The Halloween storms of October 2003 were smaller than Carrington but still capable of damaging hardware. Twelve transformers in South Africa, at a magnetic latitude long assumed to be safe, were taken out of service. Sweden lost power for around an hour. The May 2024 storms produced auroras visible from Puerto Rico without taking down any major grid components, but they were also not in the Carrington class.
The pattern points to something uncomfortable. A society that has never operated continuously through a Carrington-level event in the era of widespread electrification carries an untested exposure, and the cost of being wrong about that has been independently estimated by a major insurance market at up to US$2.6 trillion in a single country alone.
What protection actually looks like
The Lloyd’s authors are blunt about the gap between the cost of prevention and the cost of damage.
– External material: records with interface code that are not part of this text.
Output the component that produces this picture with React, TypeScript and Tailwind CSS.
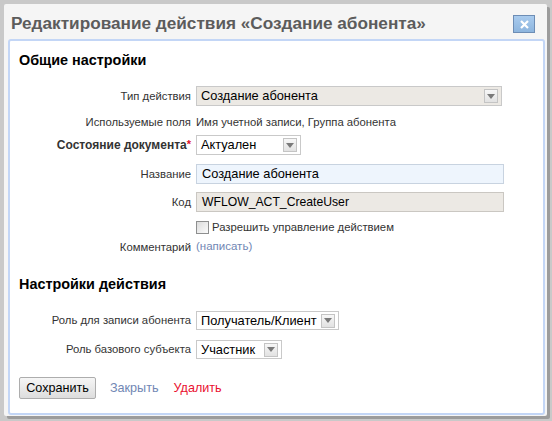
import React from 'react';

// Стрелка выпадающего списка
const Arrow = () => (
  <span className="absolute right-[3px] top-1/2 -translate-y-1/2 w-[14px] h-[14px] border border-[#c4c4c4] bg-gradient-to-b from-[#f7f7f7] to-[#e2e2e2] flex items-center justify-center">
    <svg width="8" height="5" viewBox="0 0 8 5">
      <path d="M0 0h8L4 5z" fill="#7a7a7a" />
    </svg>
  </span>
);

const Select = ({ value, width, bg = 'bg-white', h = 'h-[20px]' }: { value: string; width: string; bg?: string; h?: string }) => (
  <div className={`relative ${width} ${h} ${bg} border border-[#c9c9c9] flex items-center pl-[4px] text-[12.8px] text-black`}>
    {value}
    <Arrow />
  </div>
);

const Row = ({ label, children, className = '', bold = false, required = false }: { label: React.ReactNode; children?: React.ReactNode; className?: string; bold?: boolean; required?: boolean }) => (
  <div className={`grid grid-cols-[172px_1fr] gap-x-[5px] items-center ${className}`}>
    <div className={`text-right text-[#333] ${bold ? 'font-bold text-[12px]' : 'text-[11.3px]'}`}>
      {label}
      {required && <sup className="text-[#e0102a] text-[11px] font-bold relative -top-[1px]">*</sup>}
    </div>
    <div className="flex items-center">{children}</div>
  </div>
);

export default function App() {
  return (
    <div className="w-[552px] h-[421px] bg-[#c9c9c9] pl-[4px] pt-[4px] overflow-hidden" style={{ fontFamily: '"Liberation Sans", Arial, sans-serif' }}>
      <div className="w-[543px] h-[412px] bg-[#f5f5f5] rounded-[2px] shadow-[3px_3px_0_#9c9c9c] flex flex-col">
        {/* Заголовок окна */}
        <div className="h-[35px] flex items-start justify-between pl-[7px] pr-[12px]">
          <h1 className="mt-[10px] text-[17.2px] leading-[18px] font-bold text-[#5c5c5c]">Редактирование действия «Создание абонента»</h1>
          <button className="mt-[11px] w-[22px] h-[18px] border border-[#6d8db5] bg-gradient-to-b from-[#a9cbee] to-[#8db5de] flex items-center justify-center">
            <svg width="9" height="9" viewBox="0 0 9 9">
              <path d="M1 1l7 7M8 1L1 8" stroke="white" strokeWidth="2.2" />
            </svg>
          </button>
        </div>

        {/* Основная панель */}
        <div className="ml-[4px] mr-[2px] mb-[1px] flex-1 border-2 border-[#c3d6f6] rounded-[3px] bg-white pl-[9px]">
          <h2 className="mt-[10px] text-[14.4px] leading-[18px] font-bold text-black">Общие настройки</h2>

          <Row label="Тип действия" className="mt-[17px] h-[20px]">
            <Select value="Создание абонента" width="w-[306px]" bg="bg-[#ece9e4]" />
          </Row>
          <Row label="Используемые поля" className="mt-[6px] h-[20px]">
            <span className="text-[11.3px] text-[#333]">Имя учетной записи, Группа абонента</span>
          </Row>
          <Row label="Состояние документа" bold required className="mt-[3px] h-[20px]">
            <Select value="Актуален" width="w-[105px]" />
          </Row>
          <Row label="Название" className="mt-[9px] h-[20px]">
            <div className="w-[308px] h-[20px] bg-[#eef5fd] border border-[#c8d3e0] pl-[5px] flex items-center text-[12.8px] text-black">Создание абонента</div>
          </Row>
          <Row label="Код" className="mt-[8px] h-[20px]">
            <div className="w-[308px] h-[20px] bg-[#ece9e4] border border-[#cac7c2] pl-[5px] flex items-center text-[12.2px] text-black">WFLOW_ACT_CreateUser</div>
          </Row>
          <Row label="" className="mt-[6px] h-[18px]">
            <span className="w-[13px] h-[13px] border border-[#8e8f8f] bg-gradient-to-br from-[#dcdcdc] to-[#fbfbfb] mr-[3px]" />
            <span className="text-[11.3px] text-[#333]">Разрешить управление действием</span>
          </Row>
          <Row label="Комментарий" className="mt-[1px] h-[20px]">
            <span className="text-[11.5px] text-[#7187b4]">(написать)</span>
          </Row>

          <h2 className="mt-[18px] text-[14.4px] leading-[18px] font-bold text-black">Настройки действия</h2>

          <Row label="Роль для записи абонента" className="mt-[18px] h-[19px]">
            <Select value="Получатель/Клиент" width="w-[143px]" h="h-[19px]" />
          </Row>
          <Row label="Роль базового субъекта" className="mt-[10px] h-[19px]">
            <Select value="Участник" width="w-[86px]" h="h-[19px]" />
          </Row>

          {/* Кнопки */}
          <div className="mt-[18px] flex items-center text-[12.6px]">
            <button className="h-[22px] w-[77px] border border-[#adadad] rounded-[2px] bg-gradient-to-b from-[#f6f6f6] to-[#dddddd] text-black">Сохранить</button>
            <span className="ml-[14px] text-[#7187b4]">Закрыть</span>
            <span className="ml-[15px] text-[#ea1030]">Удалить</span>
          </div>
        </div>
      </div>
    </div>
  );
}
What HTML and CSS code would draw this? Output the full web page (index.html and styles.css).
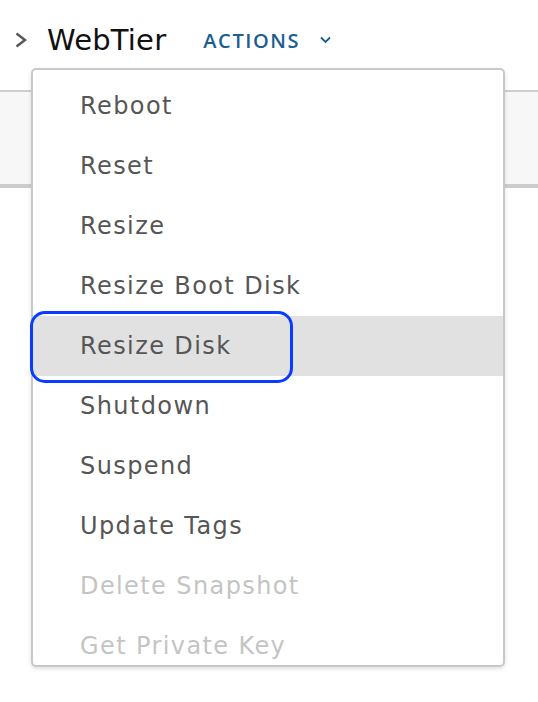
FILE: index.html
```html
<!DOCTYPE html>
<html>
<head>
<meta charset="utf-8">
<link rel="stylesheet" href="styles.css">
</head>
<body>
<div class="page">
  <header class="header">
    <svg class="caret" width="12" height="16" viewBox="0 0 12 16"><path d="M1.5 1.5 L10 8 L1.5 14.5" fill="none" stroke="#555" stroke-width="2.4"/></svg>
    <span class="title">WebTier</span>
    <span class="actions">ACTIONS
      <svg class="chev" width="11" height="8" viewBox="0 0 11 8"><path d="M1 1.5 L5.5 6 L10 1.5" fill="none" stroke="#1b5e91" stroke-width="1.8"/></svg>
    </span>
  </header>
  <div class="band"></div>
  <div class="menu">
    <div class="item">Reboot</div>
    <div class="item">Reset</div>
    <div class="item">Resize</div>
    <div class="item">Resize Boot Disk</div>
    <div class="item active">Resize Disk</div>
    <div class="item">Shutdown</div>
    <div class="item">Suspend</div>
    <div class="item">Update Tags</div>
    <div class="item disabled">Delete Snapshot</div>
    <div class="item disabled">Get Private Key</div>
  </div>
</div>
</body>
</html>
```
FILE: styles.css
```css
html, body {
  margin: 0;
  padding: 0;
  background: #fff;
}
.page {
  position: relative;
  width: 538px;
  height: 702px;
  overflow: hidden;
  font-family: "DejaVu Sans", "Open Sans", sans-serif;
}
.header {
  display: flex;
  align-items: center;
  padding-left: 15px;
  box-sizing: border-box;
  height: 90px;
  padding-bottom: 10px;
}
.caret {
  display: block;
  margin-right: 20px;
}
.title {
  font-size: 29px;
  letter-spacing: 0.2px;
  color: #111;
  margin-right: 37px;
}
.actions {
  font-family: "Open Sans", sans-serif;
  font-size: 20px;
  font-weight: 600;
  letter-spacing: 1.6px;
  color: #1b5e91;
  display: flex;
  align-items: center;
}
.chev {
  margin-left: 20px;
}
.band {
  height: 98px;
  box-sizing: border-box;
  border-top: 2px solid #cfcfcf;
  border-bottom: 4px solid #cccccc;
  background: #f7f7f7;
}
.menu {
  position: absolute;
  left: 31px;
  top: 68px;
  width: 474px;
  height: 599px;
  box-sizing: border-box;
  border: 2px solid #c8c8c8;
  border-radius: 5px;
  background: #fff;
  box-shadow: 0 2px 4px rgba(0,0,0,0.12);
  padding-top: 6px;
}
.item {
  position: relative;
  height: 60px;
  line-height: 60px;
  padding-left: 47px;
  font-size: 24px;
  letter-spacing: 1.4px;
  color: #565656;
  white-space: nowrap;
}
.item:nth-child(10) {
  height: 55px;
  overflow: hidden;
}
.item.active {
  background: #e1e1e1;
}
.item.active::after {
  content: "";
  position: absolute;
  left: -3px;
  top: -5px;
  width: 263px;
  height: 72px;
  box-sizing: border-box;
  border: 3.5px solid #0a3cff;
  border-radius: 15px;
}
.item.disabled {
  color: #c4c4c4;
}
```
Hardening the grid with neutral-current-blocking capacitors on the most vulnerable transformers, improving the satellite-based warning network, and maintaining a strategic reserve of spare extra-high-voltage transformers would together cost a small fraction of the loss exposure. The figure quoted in the report for fitting blocking capacitors to the 1,000 most vulnerable transformers in the United States is roughly US$100 million.
After the 1989 Quebec storm, the Canadian government invested approximately CAD$1.2 billion in hardening the Hydro-Quebec grid. The United States has since introduced FERC-mandated reliability standards for geomagnetic disturbances, but capital investment in hardening the most exposed parts of the grid has been considerably more limited. Most of the satellites that currently provide the few hours of warning that allow grid operators to reduce load before a storm hits are operating well past their planned mission lives.
For now, the Carrington Event remains the benchmark for what a serious solar storm can do, and the auroral current that powered those telegraph lines in 1859 remains the most vivid demonstration anyone has recorded of the Sun’s ability to reach into terrestrial infrastructure and run it on its own terms.